**What you need to do**
Leave out the images and repeat the listing below without a single change.

**Listed entries**
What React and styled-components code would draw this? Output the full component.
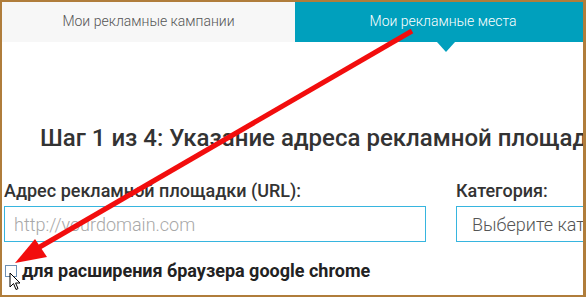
import React from "react"
import styled, { createGlobalStyle } from "styled-components"

const GlobalStyle = createGlobalStyle`
  html, body {
    margin: 0;
    padding: 0;
    background: #fff;
  }
  body {
    font-family: Roboto, "Noto Sans", "Liberation Sans", sans-serif;
  }
  * {
    box-sizing: border-box;
  }
`

const Frame = styled.div`
  position: relative;
  width: 586px;
  height: 297px;
  border: 2px solid #b07d3b;
  border-right-width: 3px;
  overflow: hidden;
  background: #fff;
`

const Tabs = styled.div`
  display: flex;
  height: 40px;
`

const Tab = styled.div`
  position: relative;
  flex: ${props => (props.active ? "0 0 296px" : "0 0 293px")};
  display: flex;
  align-items: center;
  justify-content: center;
  padding-bottom: 3px;
  font-size: 14px;
  font-weight: 300;
  color: ${props => (props.active ? "#fff" : "#555")};
  background: ${props => (props.active ? "#00a0bd" : "#f7f7f7")};

  ${props =>
    props.active &&
    `
    &:after {
      content: "";
      position: absolute;
      left: 142px;
      bottom: -10px;
      border-left: 9px solid transparent;
      border-right: 9px solid transparent;
      border-top: 10px solid #00a0bd;
    }
  `}
`

const Body = styled.div`
  padding: 82px 0 0 2px;
`

const Heading = styled.h1`
  margin: 0 0 28px 36px;
  font-size: 24px;
  line-height: 28px;
  font-weight: 500;
  color: #333;
  white-space: nowrap;
`

const FormRow = styled.div`
  display: flex;
  gap: 30px;
`

const Field = styled.div`
  display: flex;
  flex-direction: column;
  gap: 5px;
  flex: ${props => props.grow || "0 0 422px"};
`

const Label = styled.label`
  font-size: 18px;
  line-height: 21px;
  font-weight: 500;
  color: #333;
  white-space: nowrap;
`

const Input = styled.div`
  height: 36px;
  width: 100%;
  border: 1px solid #37b5df;
  display: flex;
  align-items: center;
  padding-left: ${props => props.pad || 9}px;
  font-size: 18px;
  font-weight: 300;
  color: ${props => (props.placeholder ? "#a8a8a8" : "#555")};
  white-space: nowrap;
  overflow: hidden;
`

const CheckRow = styled.div`
  display: flex;
  align-items: center;
  gap: 5px;
  margin-top: 18px;
  margin-left: 1px;
`

const CheckBox = styled.span`
  width: 12px;
  height: 12px;
  border: 1px solid #6d8fb3;
  background: #fff;
`

const CheckLabel = styled.span`
  font-size: 18px;
  line-height: 22px;
  font-weight: 700;
  color: #222;
`

const Overlay = styled.svg`
  position: absolute;
  left: -2px;
  top: -2px;
  pointer-events: none;
`

const Cursor = styled.svg`
  position: absolute;
  left: 7px;
  top: 270px;
`

export default function App() {
  return (
    <Frame>
      <GlobalStyle />
      <Tabs>
        <Tab>Мои рекламные кампании</Tab>
        <Tab active>Мои рекламные места</Tab>
      </Tabs>
      <Body>
        <Heading>Шаг 1 из 4: Указание адреса рекламной площадки</Heading>
        <FormRow>
          <Field>
            <Label>Адрес рекламной площадки (URL):</Label>
            <Input placeholder="1">http://yourdomain.com</Input>
          </Field>
          <Field grow="0 0 300px">
            <Label>Категория:</Label>
            <Input pad={15}>Выберите категорию</Input>
          </Field>
        </FormRow>
        <CheckRow>
          <CheckBox />
          <CheckLabel>для расширения браузера google chrome</CheckLabel>
        </CheckRow>
      </Body>
      <Overlay width="586" height="297" viewBox="0 0 586 297">
        <line x1="412" y1="31" x2="38" y2="248" stroke="#f20d0d" strokeWidth="5" />
        <polygon points="15,263 47,257 35,239" fill="#f20d0d" />
      </Overlay>
      <Cursor width="12" height="19" viewBox="0 0 12 19">
        <path
          d="M1 1 L1 15 L4.5 11.5 L7 17.5 L9 16.6 L6.6 11 L11 11 Z"
          fill="#fff"
          stroke="#000"
          strokeWidth="1"
          strokeLinejoin="round"
        />
      </Cursor>
    </Frame>
  )
}
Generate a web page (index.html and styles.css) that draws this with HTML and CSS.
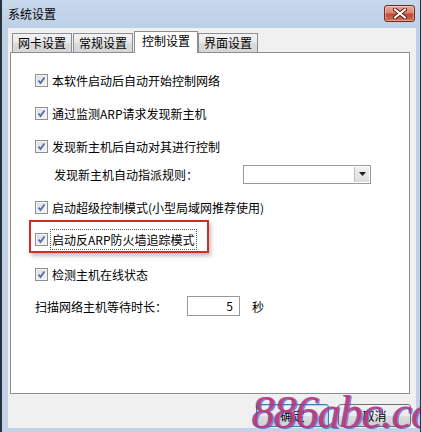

**Completed task**
What React and styled-components code would draw this? Output the full component.
import React from "react"
import styled, { createGlobalStyle } from "styled-components"

const GlobalStyle = createGlobalStyle`
  html, body {
    margin: 0;
    padding: 0;
    background: #fff;
  }
  body {
    font-family: Roboto, "Noto Sans", "Liberation Sans", sans-serif;
  }
  * {
    box-sizing: border-box;
  }
`

const Frame = styled.div`
  position: relative;
  width: 586px;
  height: 297px;
  border: 2px solid #b07d3b;
  border-right-width: 3px;
  overflow: hidden;
  background: #fff;
`

const Tabs = styled.div`
  display: flex;
  height: 40px;
`

const Tab = styled.div`
  position: relative;
  flex: ${props => (props.active ? "0 0 296px" : "0 0 293px")};
  display: flex;
  align-items: center;
  justify-content: center;
  padding-bottom: 3px;
  font-size: 14px;
  font-weight: 300;
  color: ${props => (props.active ? "#fff" : "#555")};
  background: ${props => (props.active ? "#00a0bd" : "#f7f7f7")};

  ${props =>
    props.active &&
    `
    &:after {
      content: "";
      position: absolute;
      left: 142px;
      bottom: -10px;
      border-left: 9px solid transparent;
      border-right: 9px solid transparent;
      border-top: 10px solid #00a0bd;
    }
  `}
`

const Body = styled.div`
  padding: 82px 0 0 2px;
`

const Heading = styled.h1`
  margin: 0 0 28px 36px;
  font-size: 24px;
  line-height: 28px;
  font-weight: 500;
  color: #333;
  white-space: nowrap;
`

const FormRow = styled.div`
  display: flex;
  gap: 30px;
`

const Field = styled.div`
  display: flex;
  flex-direction: column;
  gap: 5px;
  flex: ${props => props.grow || "0 0 422px"};
`

const Label = styled.label`
  font-size: 18px;
  line-height: 21px;
  font-weight: 500;
  color: #333;
  white-space: nowrap;
`

const Input = styled.div`
  height: 36px;
  width: 100%;
  border: 1px solid #37b5df;
  display: flex;
  align-items: center;
  padding-left: ${props => props.pad || 9}px;
  font-size: 18px;
  font-weight: 300;
  color: ${props => (props.placeholder ? "#a8a8a8" : "#555")};
  white-space: nowrap;
  overflow: hidden;
`

const CheckRow = styled.div`
  display: flex;
  align-items: center;
  gap: 5px;
  margin-top: 18px;
  margin-left: 1px;
`

const CheckBox = styled.span`
  width: 12px;
  height: 12px;
  border: 1px solid #6d8fb3;
  background: #fff;
`

const CheckLabel = styled.span`
  font-size: 18px;
  line-height: 22px;
  font-weight: 700;
  color: #222;
`

const Overlay = styled.svg`
  position: absolute;
  left: -2px;
  top: -2px;
  pointer-events: none;
`

const Cursor = styled.svg`
  position: absolute;
  left: 7px;
  top: 270px;
`

export default function App() {
  return (
    <Frame>
      <GlobalStyle />
      <Tabs>
        <Tab>Мои рекламные кампании</Tab>
        <Tab active>Мои рекламные места</Tab>
      </Tabs>
      <Body>
        <Heading>Шаг 1 из 4: Указание адреса рекламной площадки</Heading>
        <FormRow>
          <Field>
            <Label>Адрес рекламной площадки (URL):</Label>
            <Input placeholder="1">http://yourdomain.com</Input>
          </Field>
          <Field grow="0 0 300px">
            <Label>Категория:</Label>
            <Input pad={15}>Выберите категорию</Input>
          </Field>
        </FormRow>
        <CheckRow>
          <CheckBox />
          <CheckLabel>для расширения браузера google chrome</CheckLabel>
        </CheckRow>
      </Body>
      <Overlay width="586" height="297" viewBox="0 0 586 297">
        <line x1="412" y1="31" x2="38" y2="248" stroke="#f20d0d" strokeWidth="5" />
        <polygon points="15,263 47,257 35,239" fill="#f20d0d" />
      </Overlay>
      <Cursor width="12" height="19" viewBox="0 0 12 19">
        <path
          d="M1 1 L1 15 L4.5 11.5 L7 17.5 L9 16.6 L6.6 11 L11 11 Z"
          fill="#fff"
          stroke="#000"
          strokeWidth="1"
          strokeLinejoin="round"
        />
      </Cursor>
    </Frame>
  )
}
Generate a web page (index.html and styles.css) that draws this with HTML and CSS.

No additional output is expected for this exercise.